There is always some disagreement about this subject. It seems that condensation always pops up as the main issue, with single walled shelters. Weight is always cited as the big down fall of double walled tents...carry *two* tents??? Most manufacturors have compromised with a waterproof layer and some sort of mesh inner on double walled shelters.
Modern shelters with fairly new silnylon will not leak when touched. However, after several years of using the same tent or tarp, they do. The silicone coating, not a simple spray on coating, will become damaged and still repel water till they are touched. Spraying them with some form of spray dry does NOT restore the origonal coating. It is more a matter of "How much use on the fabric?" The best way to repair a damaged tent, damage done by water pressure or other mechanical stress, is to repair the coating. Not add a hydropobic spray.
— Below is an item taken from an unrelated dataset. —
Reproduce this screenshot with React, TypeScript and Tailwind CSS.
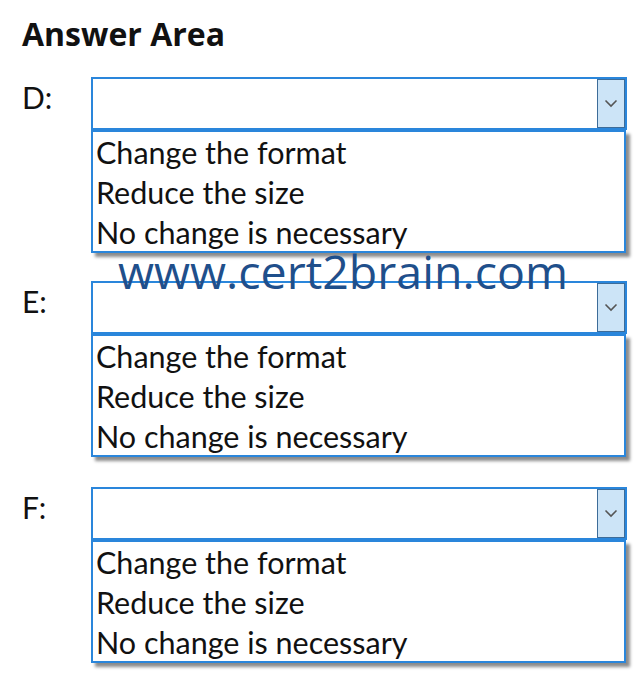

All fabric are some sort of mesh. Woven fibers of some sort, whatever the weave, is a mesh. This varies from corse "landing" nets with knoted intersections to ultra fine nylon cloth. So, I am a bit confused when Roger says a second skin is the definition of a double walled tent. This implies that that even a mesh inner would count. Yet he was saying it does not. Sorry, Roger, you usually have stuff better thought out, but in this case, I don't buy it. Perhaps you mean a second waterproof layer? No...I am a bit confused...
Anyway, cuben is a film. Plasitic sheets are films. These are very different animals from woven fibers since these are chemicaly linked. Some plastics do not do this. They pretty much only link in one direction making strands. Spectra or Kevlar for example. (I think...it's been a while...) Some curl tightly together but don't really bond sideways. Anyway, lots of synthetics out there.
Idealy, you would like a double walled structure that is a perfect insulator. It isn't happening anytime soon. Condensation will only occur where there is a temperatur/humidity difference. Eliminate the difference, no condensation. Weather we are talking a single walled shelter or a mesh lined double walled shelter (or any type of fabric) we get condensation in our tents. How we deal with it is different. Until we have the "perfect" material for tents, that can eliminate the temperature difference at the condensing surface, we live with it.
There are other things to consider.
How warm do you want to be? A double walled tent made of two layes of silnylon with only enough ventilation to breath, WILL keep you a lot warmer than one made with loose mosquito mesh.
How many no-see-ums do you have? Bugs are a big downfall of simple tarp shelters in spring and fall(at least here in the north east part of the US.)
How cold is the ground? Laying down on rock or ice is much different than laying down on forest duff. But this starts getting into your sleep system...
Clearly, there is no one tent that will do everything well, even using todays materials. I like my tarp. Late fall, early spring...its great. After the bugs come out, I add a simple mesh tent under it, a lot like a tarp tent. When it gets cold, I much prefer my tunnel tent...it's just warmer even if it IS heavy. My solution may not fit you. Your conditions are likely different from mine. But, don't be put off by a simple manufacturors mass production label of convenience or some member that is hiking in the Adirondacks. There are too many different conditions out in the wild to say one is better than the other. There are too many personal preferences to say this is the best solution, because, someone, somewhere will easily cite their preference and say yours was incorrect. Rather, learn to evaluate your own preferences and needs before making a purchase. Most real tent manufacturors make good tents. Cottage people make great tents for the conditions they know. Out of context, they are poor choices. If I was camping the tropics, my choice would NOT be the same as it is now. Nor would a single walled tarp tent work well in the Antarctic winter.